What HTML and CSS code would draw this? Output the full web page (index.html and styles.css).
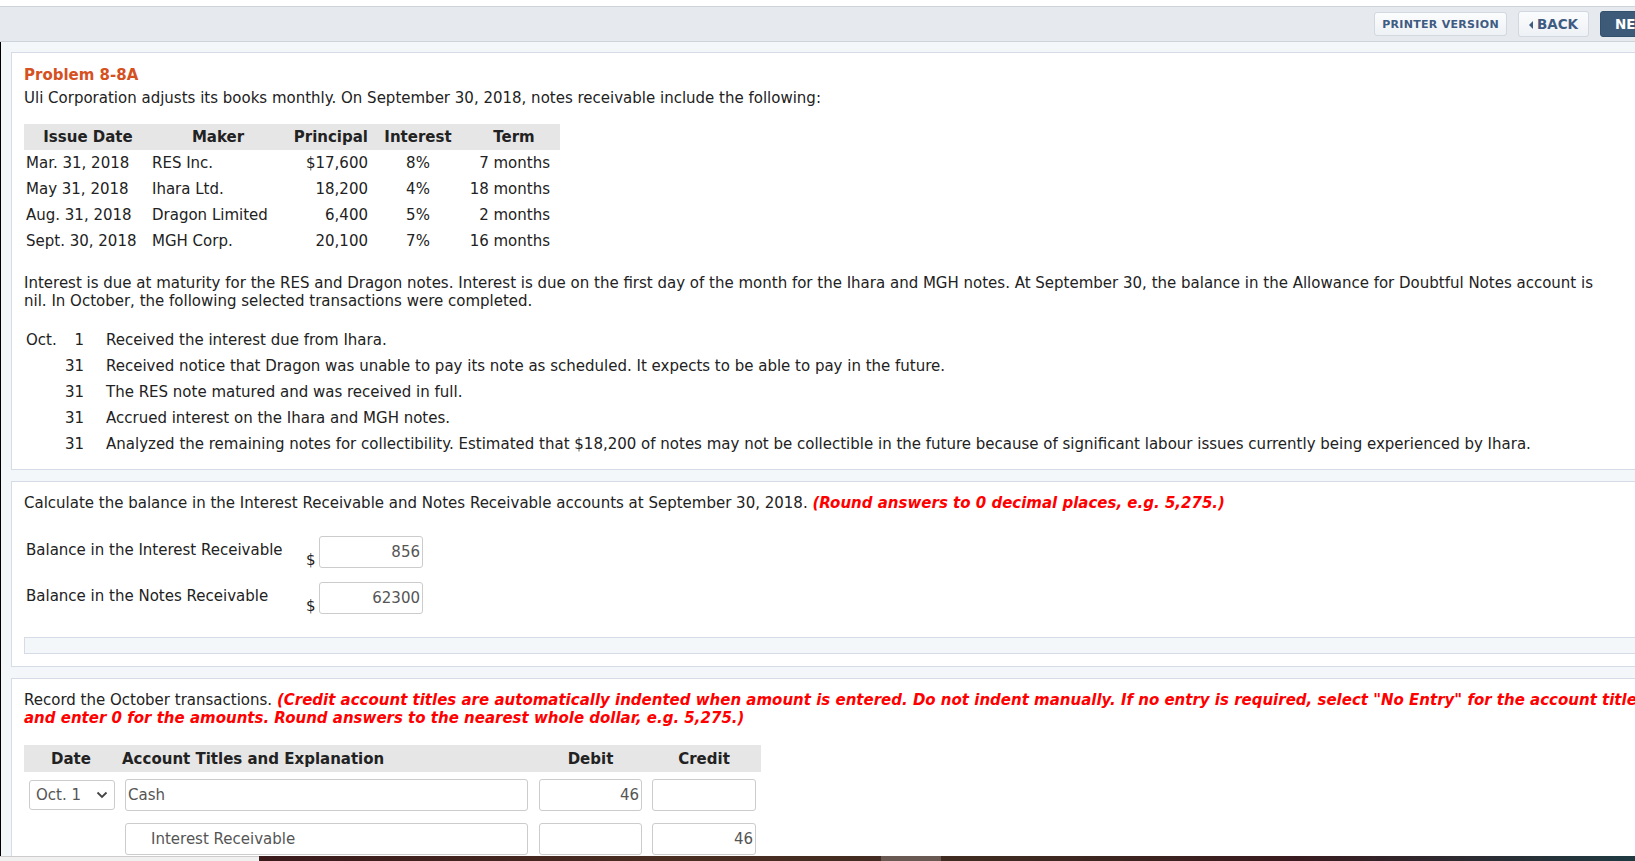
FILE: index.html
```html
<!DOCTYPE html>
<html lang="en">
<head>
    <meta charset="UTF-8">
    <title>Problem 8-8A</title>
    <link rel="stylesheet" href="styles.css">
</head>
<body>
<div class="page">
    <div class="topbar">
        <button class="btn btn-light btn-small">PRINTER VERSION</button>
        <button class="btn btn-light"><span class="caret"></span>BACK</button>
        <button class="btn btn-dark">NEXT</button>
    </div>

    <div class="content">
        <div class="panel">
            <div class="problem-title">Problem 8-8A</div>
            <p class="intro">Uli Corporation adjusts its books monthly. On September 30, 2018, notes receivable include the following:</p>

            <table class="notes">
                <thead>
                    <tr>
                        <th class="c-date">Issue Date</th>
                        <th class="c-maker">Maker</th>
                        <th class="c-prin">Principal</th>
                        <th class="c-int">Interest</th>
                        <th class="c-term">Term</th>
                    </tr>
                </thead>
                <tbody>
                    <tr><td class="c-date">Mar. 31, 2018</td><td>RES Inc.</td><td class="num">$17,600</td><td class="mid">8%</td><td class="num term">7 months</td></tr>
                    <tr><td class="c-date">May 31, 2018</td><td>Ihara Ltd.</td><td class="num">18,200</td><td class="mid">4%</td><td class="num term">18 months</td></tr>
                    <tr><td class="c-date">Aug. 31, 2018</td><td>Dragon Limited</td><td class="num">6,400</td><td class="mid">5%</td><td class="num term">2 months</td></tr>
                    <tr><td class="c-date">Sept. 30, 2018</td><td>MGH Corp.</td><td class="num">20,100</td><td class="mid">7%</td><td class="num term">16 months</td></tr>
                </tbody>
            </table>

            <p class="para">Interest is due at maturity for the RES and Dragon notes. Interest is due on the first day of the month for the Ihara and MGH notes. At September 30, the balance in the Allowance for Doubtful Notes account is<br>nil. In October, the following selected transactions were completed.</p>

            <table class="events">
                <tr><td class="ev-month">Oct.</td><td class="ev-day">1</td><td>Received the interest due from Ihara.</td></tr>
                <tr><td class="ev-month"></td><td class="ev-day">31</td><td>Received notice that Dragon was unable to pay its note as scheduled. It expects to be able to pay in the future.</td></tr>
                <tr><td class="ev-month"></td><td class="ev-day">31</td><td>The RES note matured and was received in full.</td></tr>
                <tr><td class="ev-month"></td><td class="ev-day">31</td><td>Accrued interest on the Ihara and MGH notes.</td></tr>
                <tr><td class="ev-month"></td><td class="ev-day">31</td><td>Analyzed the remaining notes for collectibility. Estimated that $18,200 of notes may not be collectible in the future because of significant labour issues currently being experienced by Ihara.</td></tr>
            </table>
        </div>

        <div class="panel">
            <p class="question">Calculate the balance in the Interest Receivable and Notes Receivable accounts at September 30, 2018. <span class="hint">(Round answers to 0 decimal places, e.g. 5,275.)</span></p>

            <div class="balance-row">
                <span class="balance-label">Balance in the Interest Receivable</span>
                <span class="dollar">$</span>
                <input class="amount" type="text" value="856">
            </div>
            <div class="balance-row">
                <span class="balance-label">Balance in the Notes Receivable</span>
                <span class="dollar">$</span>
                <input class="amount" type="text" value="62300">
            </div>

            <div class="feedback-bar"></div>
        </div>

        <div class="panel">
            <p class="question">Record the October transactions. <span class="hint">(Credit account titles are automatically indented when amount is entered. Do not indent manually. If no entry is required, select "No Entry" for the account titles and enter 0 for the amounts. Round answers to the nearest whole dollar, e.g. 5,275.)</span></p>

            <div class="journal">
                <div class="journal-head">
                    <div class="j-date">Date</div>
                    <div class="j-account">Account Titles and Explanation</div>
                    <div class="j-debit">Debit</div>
                    <div class="j-credit">Credit</div>
                </div>
                <div class="journal-row">
                    <div class="j-date">
                        <div class="select">Oct. 1
                            <svg class="chev" width="12" height="8" viewBox="0 0 12 8"><path d="M1.5 1.5 L6 6 L10.5 1.5" fill="none" stroke="#444" stroke-width="1.8"/></svg>
                        </div>
                    </div>
                    <div class="j-account"><input class="field" type="text" value="Cash"></div>
                    <div class="j-debit"><input class="field right" type="text" value="46"></div>
                    <div class="j-credit"><input class="field right" type="text" value=""></div>
                </div>
                <div class="journal-row">
                    <div class="j-date"></div>
                    <div class="j-account"><input class="field indent" type="text" value="Interest Receivable"></div>
                    <div class="j-debit"><input class="field right" type="text" value=""></div>
                    <div class="j-credit"><input class="field right" type="text" value="46"></div>
                </div>
            </div>
        </div>
    </div>
</div>

<div class="taskbar">
    <div class="taskbar-left"></div>
    <div class="taskbar-apps"><span class="taskbar-hot"></span></div>
</div>
</body>
</html>
```

FILE: styles.css
```css
body {
    margin: 0;
    width: 1635px;
    height: 861px;
    overflow: hidden;
    background: #f4f7fa;
    font-family: "DejaVu Sans", Verdana, sans-serif;
    font-size: 15px;
    color: #222;
}
.page {
    width: 1672px;
    padding-top: 6px;
    background: #fff;
}
.topbar {
    display: flex;
    justify-content: flex-end;
    align-items: center;
    gap: 11px;
    height: 34px;
    background: #e6e9ee;
    border-top: 1px solid #cdd3db;
    border-bottom: 1px solid #cdd3db;
}
.btn {
    font-family: "DejaVu Sans", Verdana, sans-serif;
    font-weight: bold;
    border-radius: 3px;
    cursor: pointer;
}
.btn-light {
    height: 26px;
    padding: 0 10px;
    background: linear-gradient(#fbfcfd, #eef1f5);
    border: 1px solid #d2d8e0;
    color: #3e5b82;
    font-size: 13.5px;
}
.btn-small {
    height: 24px;
    font-size: 11px;
    letter-spacing: 0.3px;
    padding: 0 7px;
}
.caret {
    display: inline-block;
    width: 0;
    height: 0;
    border-top: 4px solid transparent;
    border-bottom: 4px solid transparent;
    border-right: 4px solid #3e5b82;
    margin-right: 4px;
    vertical-align: 0;
}
.btn-dark {
    height: 26px;
    width: 72px;
    background: #3d5a79;
    border: 1px solid #33506e;
    color: #fff;
    font-size: 13.5px;
    text-align: left;
    padding-left: 14px;
}
.content {
    background: #f4f7fa;
    border-left: 1px solid #000;
    padding: 10px 10px 0 10px;
    display: flex;
    flex-direction: column;
    gap: 11px;
    height: 900px;
}
.panel {
    background: #fff;
    border: 1px solid #d5dce5;
    padding: 11px 12px 12px 12px;
}
p {
    margin: 0;
}
.problem-title {
    color: #d5511f;
    font-weight: bold;
    line-height: 22px;
}
.intro {
    line-height: 24px;
    margin-bottom: 14px;
}
.notes {
    border-collapse: collapse;
    width: 536px;
}
.notes th {
    background: #e6e6e6;
    font-weight: bold;
    height: 26px;
    padding: 0;
}
.notes td {
    height: 26px;
    padding: 0;
}
.notes .c-date {
    width: 126px;
    padding-left: 2px;
}
.notes th.c-date {
    padding-left: 0;
}
.notes .c-maker {
    width: 132px;
}
.notes .c-prin {
    width: 84px;
    text-align: right;
}
.notes .c-int {
    width: 100px;
}
.notes .num {
    text-align: right;
}
.notes .mid {
    text-align: center;
}
.notes .term {
    padding-right: 10px;
}
.para {
    line-height: 18px;
    margin: 20px 0 17px 0;
}
.events {
    border-collapse: collapse;
}
.events td {
    height: 26px;
    padding: 0;
    vertical-align: middle;
}
.events .ev-month {
    width: 38px;
    padding-left: 2px;
}
.events .ev-day {
    width: 20px;
    text-align: right;
    padding-right: 22px;
}
.question {
    line-height: 18px;
    margin-top: 1px;
}
.hint {
    color: #f00;
    font-weight: bold;
    font-style: italic;
}
.balance-row {
    display: flex;
    align-items: center;
    margin-top: 23px;
}
.balance-row + .balance-row {
    margin-top: 12px;
}
.balance-label {
    width: 280px;
    padding-left: 2px;
    padding-bottom: 4px;
}
.dollar {
    width: 13px;
    padding-top: 16px;
}
.amount {
    width: 104px;
    height: 32px;
    box-sizing: border-box;
    border: 1px solid #ccc;
    border-radius: 3px;
    text-align: right;
    font-family: "DejaVu Sans", Verdana, sans-serif;
    font-size: 15px;
    color: #555;
    padding: 0 2px;
}
.feedback-bar {
    height: 15px;
    margin-top: 22px;
    margin-right: -13px;
    background: #f4f7fa;
    border: 1px solid #d5dce5;
}
.journal {
    margin-top: 18px;
    width: 737px;
}
.journal-head {
    display: flex;
    height: 27px;
    align-items: center;
    background: #e6e6e6;
    font-weight: bold;
}
.journal-head .j-date, .journal-head .j-debit, .journal-head .j-credit {
    text-align: center;
}
.journal-head .j-account {
    padding-left: 4px;
}
.j-date {
    width: 94px;
    flex: none;
}
.j-account {
    width: 416px;
    flex: none;
    box-sizing: border-box;
}
.j-debit {
    width: 113px;
    flex: none;
}
.j-credit {
    width: 114px;
    flex: none;
}
.journal-row {
    display: flex;
    align-items: center;
    height: 32px;
    margin-top: 7px;
}
.journal-row + .journal-row {
    margin-top: 12px;
}
.journal-row .j-date {
    padding-left: 5px;
    box-sizing: border-box;
}
.journal-row .j-account {
    padding-left: 7px;
    padding-right: 6px;
}
.journal-row .j-debit, .journal-row .j-credit {
    padding-left: 5px;
    padding-right: 5px;
    box-sizing: border-box;
}
.select {
    display: flex;
    align-items: center;
    justify-content: space-between;
    width: 86px;
    height: 30px;
    box-sizing: border-box;
    border: 1px solid #ccc;
    border-radius: 3px;
    padding: 0 6px 0 6px;
    color: #555;
    background: #fff;
}
.field {
    width: 100%;
    height: 32px;
    box-sizing: border-box;
    border: 1px solid #ccc;
    border-radius: 3px;
    font-family: "DejaVu Sans", Verdana, sans-serif;
    font-size: 15px;
    color: #555;
    padding: 0 2px;
}
.field.right {
    text-align: right;
}
.field.indent {
    padding-left: 25px;
}
.taskbar {
    position: fixed;
    left: 0;
    bottom: 0;
    width: 100%;
    height: 5px;
    display: flex;
}
.taskbar-left {
    width: 259px;
    background: #f0f0f0;
    border-top: 1px solid #ccc;
}
.taskbar-apps {
    flex: 1;
    position: relative;
    background: linear-gradient(90deg, #3b1a1c, #4a2e22 30%, #3e2a20 55%, #3a1b1f 75%, #1f3a42 100%);
}
.taskbar-hot {
    position: absolute;
    left: 622px;
    top: 0;
    width: 60px;
    height: 5px;
    background: #6a5852;
}
```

•••••

Return, from the data, each line that has the word "styles" in it.

WRITTEN RESPONSE —
What HTML and CSS code would draw this? Output the full web page (index.html and styles.css).
    <link rel="stylesheet" href="styles.css">
FILE: styles.css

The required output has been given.